With a layup under my belt, I then spent a good half hour pulling the peel ply off the right intake inboard wall CF tape layup.  I then checked all the layups on these inboard walls and sanded down any rough spots or sharp edges that were lying in wait for unsuspecting fingers to draw blood… not on this bird!

I took a short break from the shop to call Sam at Saber Manufacturing to order a 3/8″ crush plate for my “new” white backup Hertzler Silver Bullet prop, since that is the last piece I need to allow me to mount that prop as well (I’ll note that I’ll need to make up a complete new spinner since the white SB prop would be offset —due to the prop extension bolt holes being offset— from my primary silver SB prop).

Back in the shop I took the 2 OSB forms that I used to originally create the GIB headrest arch structure and screwed those to the upright/vertical tab on one of my glassing boards. I then taped the GIB headrest & D-deck gap cover onto the forms to provide a working shelf, if you will, to glass on a small tab on the left side of the cover that will essentially create a “dogleg” in the cover to go around the engine electronics cooling fan.

After cutting the tab out of the same scrap glass that I used for the cover, I then sanded both the tab and the cover edge and cleaned them with Acetone in prep for a layup.

Here is the GIB headrest surround cover plate taped to the form and the small tab glassed in place with 2 plies of BID.

And a shot from the other side of the small tab glassed in place with 2 plies of BID to the GIB cover plate. I used a thick micro fillet in the corner to help secure the tab to the cover plate.  I then of course peel plied the layup.

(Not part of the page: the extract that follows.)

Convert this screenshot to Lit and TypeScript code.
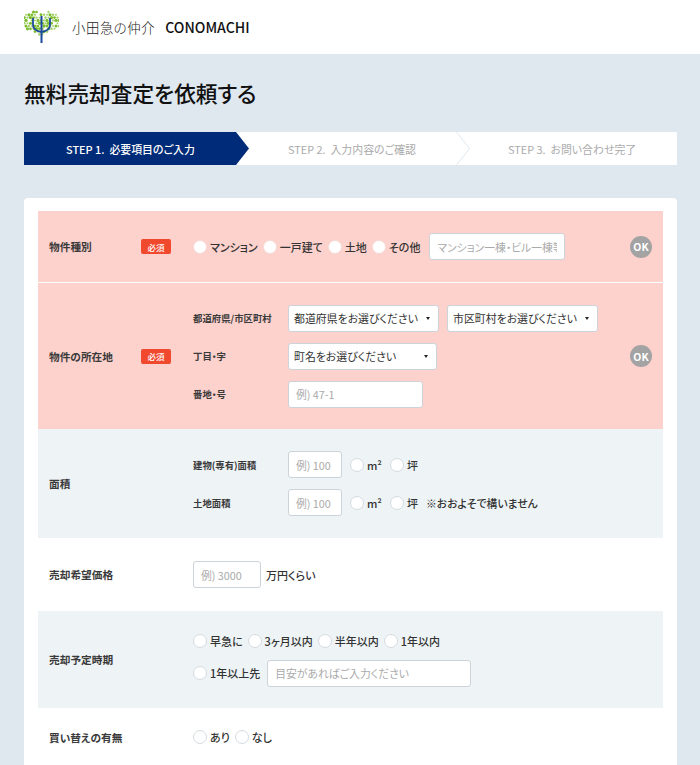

I had just a small amount of epoxy left over in the cup from the above layup, so I took a good half hour to fill some indentions I had on the aft top cowl lower interface surface, primarily where the intermediate sections tied into each other.  After laying up a narrow filler ply of CF, each strip around 3/8″ wide on average, I peel plied these mini layups.

I then called it a night and went out to dinner with Jess.  Tomorrow I plan on focusing on the bottom cowling armpit inlet ramps to get those positioned and glassed into place.  I suspect I’ll spend a day or two on those, then once those are in place I’ll start working on the exhaust pipe configurations.

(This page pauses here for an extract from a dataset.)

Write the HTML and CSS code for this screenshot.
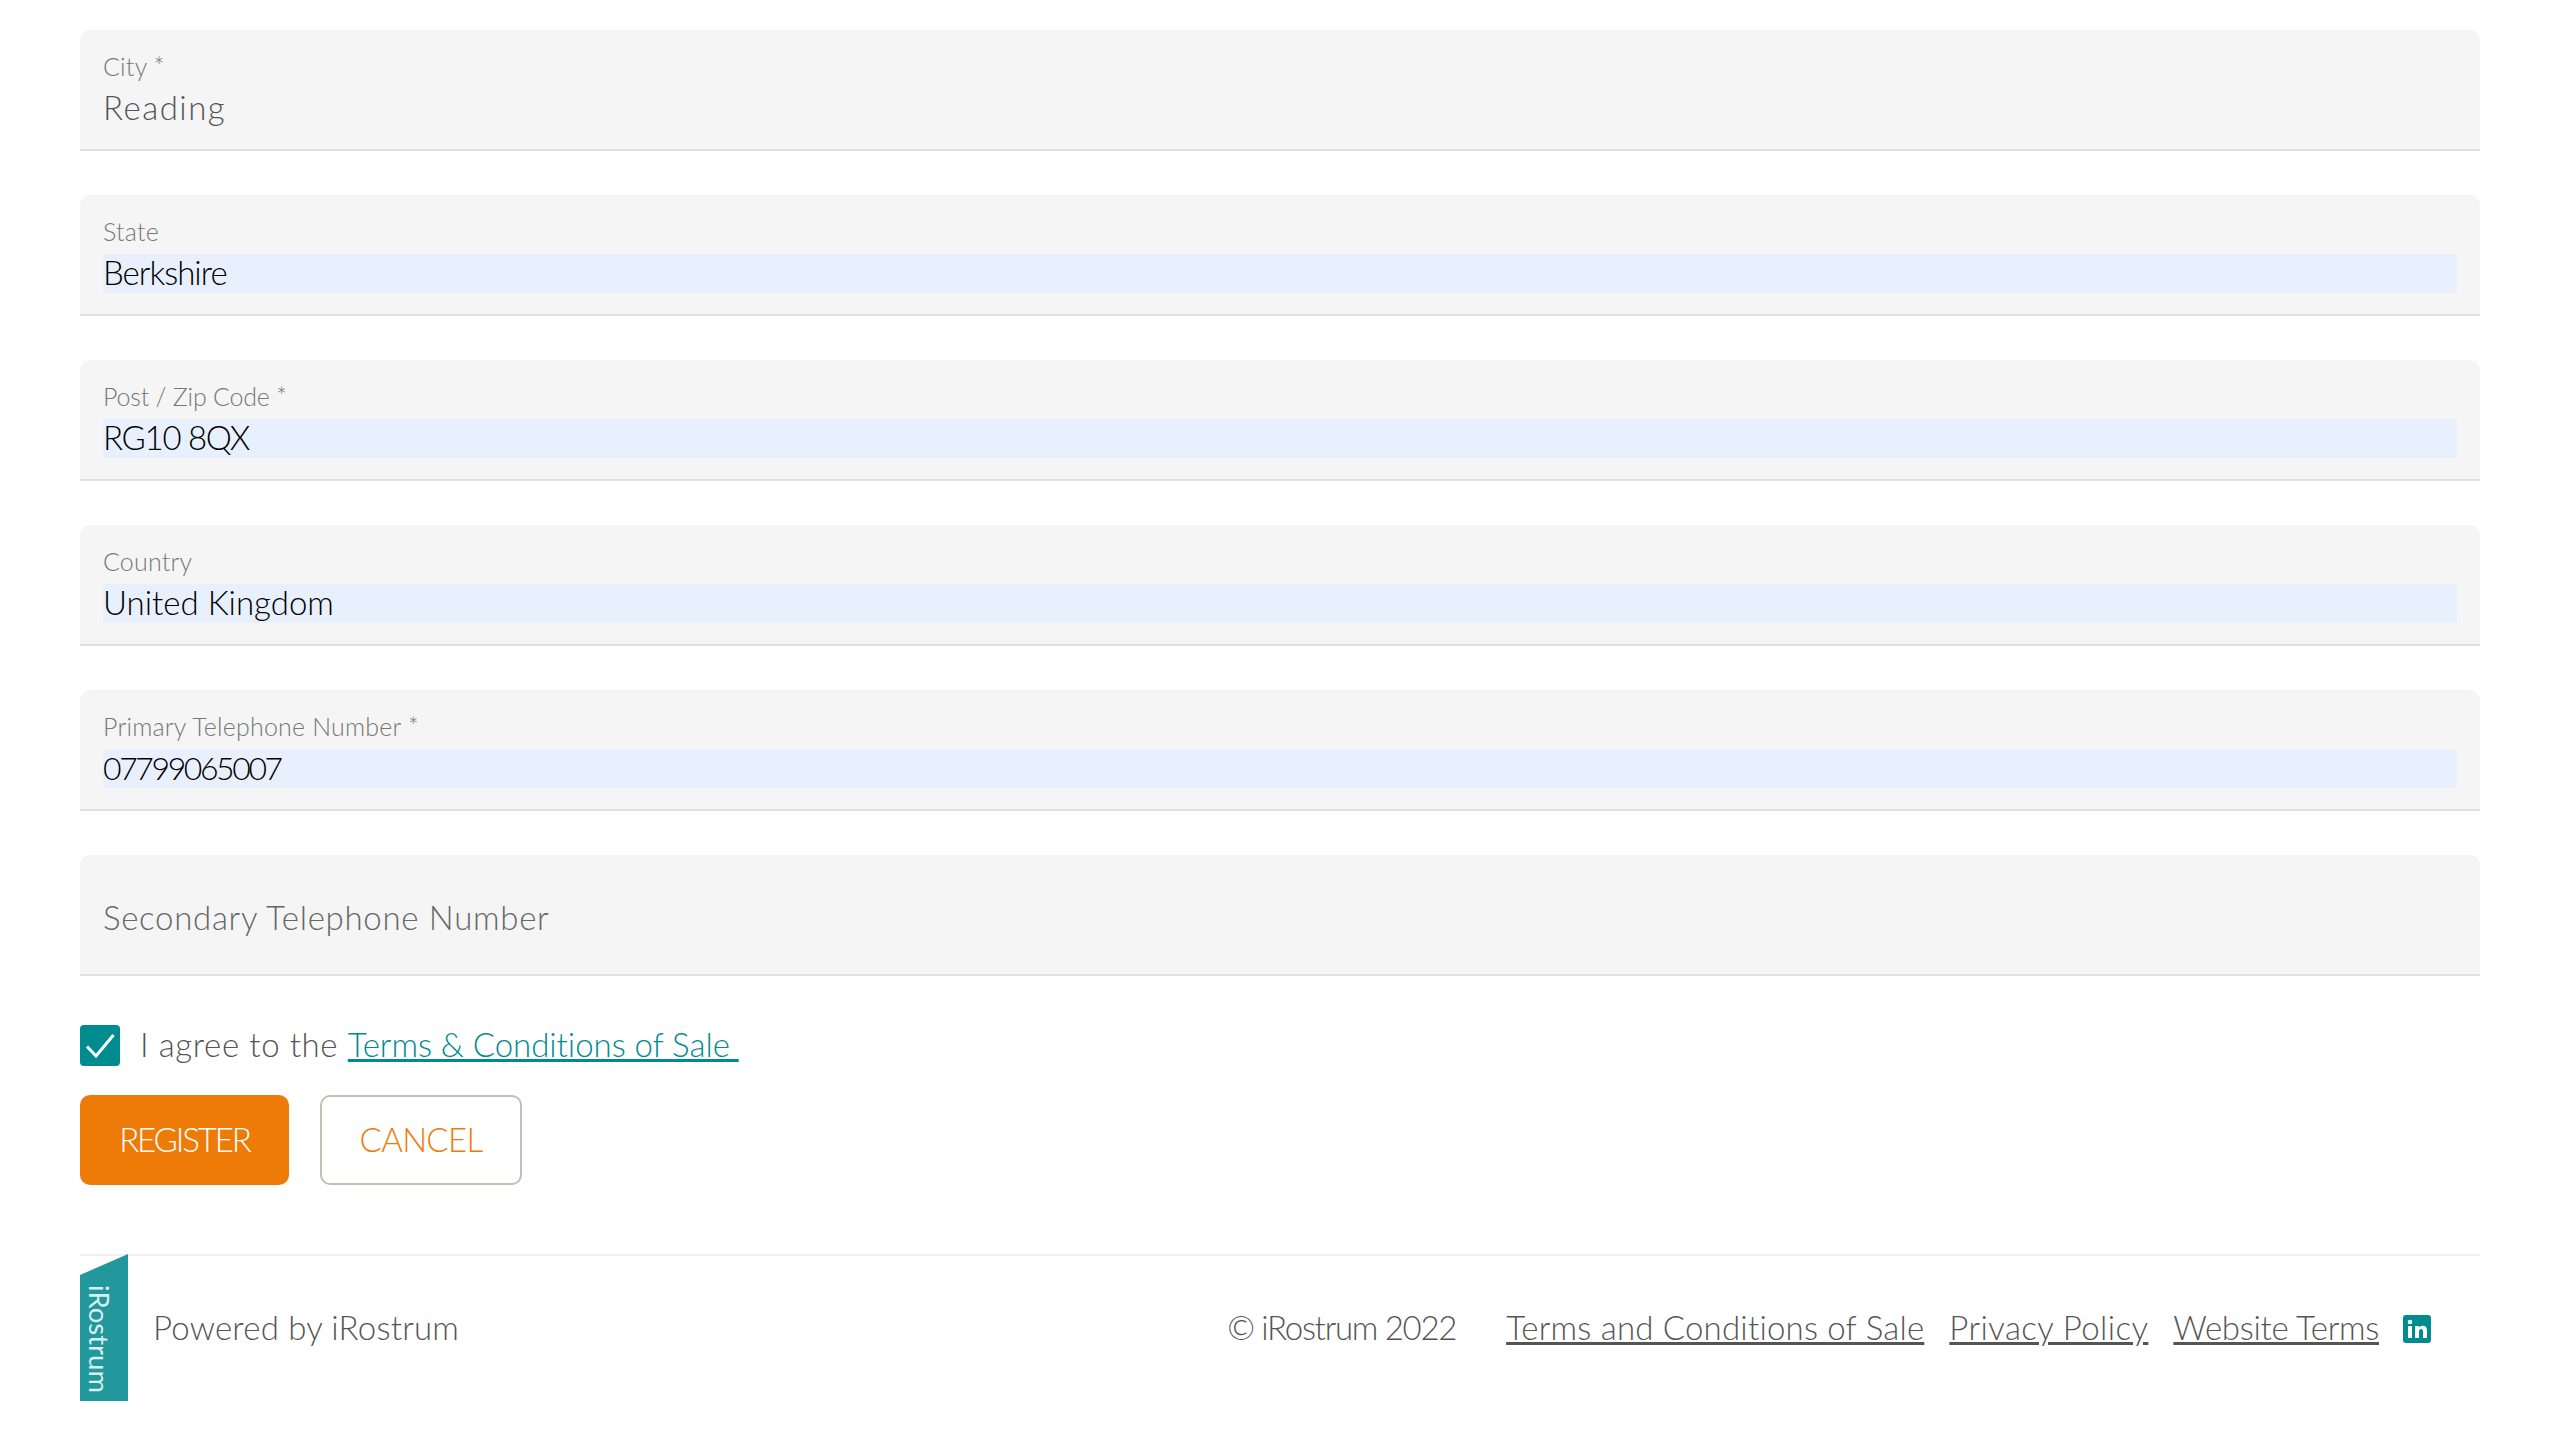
FILE: index.html
```html
<!DOCTYPE html>
<html lang="en">
<head>
<meta charset="utf-8">
<title>Register</title>
<link rel="stylesheet" href="styles.css">
</head>
<body>
<main class="page">
  <form class="form">
    <div class="field"><div class="label">City *</div><div class="value">Reading</div></div>
    <div class="field"><div class="label">State</div><div class="value filled">Berkshire</div></div>
    <div class="field"><div class="label zip">Post / Zip Code *</div><div class="value filled code">RG10 8QX</div></div>
    <div class="field"><div class="label">Country</div><div class="value filled country">United Kingdom</div></div>
    <div class="field"><div class="label">Primary Telephone Number *</div><div class="value filled phone">07799065007</div></div>
    <div class="field empty"><div class="placeholder">Secondary Telephone Number</div></div>
    <div class="agree">
      <span class="check"><svg viewBox="0 0 40 40" width="40" height="40"><path d="M7 21.5 L16 31 L33.5 10" fill="none" stroke="#fff" stroke-width="3"/></svg></span>
      <span class="agree-text">I agree to the <a class="terms" href="#">Terms &amp; Conditions of Sale&nbsp;</a></span>
    </div>
    <div class="actions">
      <button type="button" class="btn primary">REGISTER</button>
      <button type="button" class="btn secondary">CANCEL</button>
    </div>
  </form>
  <footer class="footer">
    <div class="brand">
      <svg class="logo" viewBox="0 0 48 147" width="48" height="147">
        <polygon points="0,21 48,0 48,147 0,147" fill="#23989c"/>
        <text class="logo-text" transform="translate(9,31) rotate(90)" textLength="108" lengthAdjust="spacingAndGlyphs">iRostrum</text>
      </svg>
      <span class="powered">Powered by iRostrum</span>
    </div>
    <div class="meta">
      <span class="copy">© iRostrum 2022</span>
      <a class="link first" href="#">Terms and Conditions of Sale</a>
      <a class="link privacy" href="#">Privacy Policy</a>
      <a class="link website" href="#">Website Terms</a>
      <svg class="linkedin" viewBox="0 0 28 28" width="28" height="28">
        <rect width="28" height="28" rx="3" fill="#008b8f"/>
        <rect x="5" y="11" width="4" height="12" fill="#fff"/>
        <circle cx="7" cy="7" r="2.3" fill="#fff"/>
        <path d="M12 11h3.8v1.8c.7-1.2 2-2.1 3.8-2.1 3.3 0 4.4 2 4.4 5.2V23h-4v-6.2c0-1.5-.4-2.7-1.9-2.7s-2.1 1.2-2.1 2.7V23h-4z" fill="#fff"/>
      </svg>
    </div>
  </footer>
</main>
</body>
</html>
```
FILE: styles.css
```css
* { box-sizing: border-box; }
html, body { margin: 0; padding: 0; background: #fff; }
body { font-family: "Lato", "Liberation Sans", sans-serif; color: #555; font-weight: 300; height: 1440px; overflow: hidden; }
.page { padding: 30px 80px 0; }
.form { display: flex; flex-direction: column; }
.field { height: 121px; margin-bottom: 44px; background: #f5f5f5; border-bottom: 2px solid #e0e0dc; border-radius: 10px 10px 0 0; padding: 23px 23px 0; display: flex; flex-direction: column; }
.field.empty { margin-bottom: 0; padding-top: 0; justify-content: center; }
.label { height: 36px; line-height: 26px; font-size: 25px; letter-spacing: 0.2px; color: #777; }
.label.zip { letter-spacing: -0.2px; }
.value { height: 39px; line-height: 37px; font-size: 33px; letter-spacing: 1.5px; color: #555; }
.value.filled { background: #e8f0fe; color: #000; letter-spacing: -1px; }
.value.code { letter-spacing: -1.3px; }
.value.country { letter-spacing: 0; }
.value.phone { font-size: 32px; letter-spacing: -2.4px; }
.placeholder { font-size: 33px; letter-spacing: 0.7px; color: #666; padding-top: 4px; }
.agree { display: flex; align-items: center; margin-top: 49px; height: 41px; font-size: 33px; letter-spacing: 0.6px; }
.agree-text { margin-top: -3px; }
.check { width: 40px; height: 41px; background: #008b8f; border-radius: 4px; margin-right: 20px; display: block; }
.check svg { display: block; }
.terms { color: #008b8f; text-decoration: underline; letter-spacing: -0.05px; }
.actions { display: flex; gap: 31px; margin-top: 29px; }
.btn { height: 90px; border-radius: 10px; font-family: inherit; font-weight: 300; font-size: 33px; padding: 0 0 2px; }
.primary { width: 209px; background: #ee7b08; border: 0; color: #fff; letter-spacing: -2.1px; }
.secondary { width: 202px; background: #fff; border: 2px solid #c4bfb3; color: #ee7b08; letter-spacing: -0.7px; }
.footer { display: flex; justify-content: space-between; align-items: center; margin-top: 69px; height: 147px; border-top: 2px solid #f0f0f0; font-size: 33px; letter-spacing: 0.2px; color: #555; }
.brand { display: flex; align-items: center; gap: 25px; margin-top: -2px; }
.powered { margin-top: -2px; }
.logo { display: block; }
.logo-text { font-size: 27px; fill: #d8efef; font-weight: 400; letter-spacing: 0; }
.meta { display: flex; align-items: center; padding-right: 49px; }
.copy { letter-spacing: -1.3px; margin-top: -4px; }
.link { color: #555; text-decoration: underline; margin-left: 25px; margin-top: -4px; }
.link.first { margin-left: 50px; letter-spacing: 0.2px; }
.privacy { letter-spacing: 0.4px; }
.website { letter-spacing: -0.3px; }
.linkedin { margin-left: 24px; display: block; }
```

Chapter 23/24 – Inlet walls installed

You can probably tell that I’ve had some house and personal stuff to take care of over the last few days, thus I haven’t had full build days.  Although I have still been getting at least a few hours in the shop each day.

I started off today by razor trimming and cleaning up the outside layup securing the right inlet inboard wall in place.  Remember I didn’t use peel ply, so none of that to pull.

I then cleaned up the inside edge, sanded, Acetoned and overall prepped it for its layup.  I then laid up a 1-ply CF tape to secure the inside of the right inlet wall to the bottom cowling.  I then peel plied the layup.

As I was prepping the inboard side of the right inlet wall above for its layup, I also flipped the bottom cowling over and sanded off the old paint and micro to expose a small triangular area of CF cowl surface.

I then laid up 3 plies of CF on the bare CF over the screw hole (pic 1) just as I did on the top side to thicken the immediate area to allow countersinking the hole to install a nice flush CS screw at that point.  I then peel plied the layup (pic 2).

After my layups, I then cut out and cleaned up the GIB headrest/D-deck gap cover.

Here’s a shot of the initial fitting from both sides to get a better view of each side.  Notice on the left side (right in pic) that I cut the lower side of the cover to create a dogleg that will eliminate any obstructions for the engine electronics cooling intake fan.

It took nearly 45 minutes of minute sanding and trimming to get the cover set in place without any major gaps and so that it fit as well.  Remember, once I get it dialed in and very close, then the securing hardware (most likely 4x #6 screws) I will then do a final layer of CF on top.

Here we have a straight on shot.

And with that, I called it a night.  Tomorrow I plan on working the armpit intake ramp placement and installs, in addition to some aluminum vane cutouts.  Also, I plan to start working the exhaust pipe runs in the next day or two as well.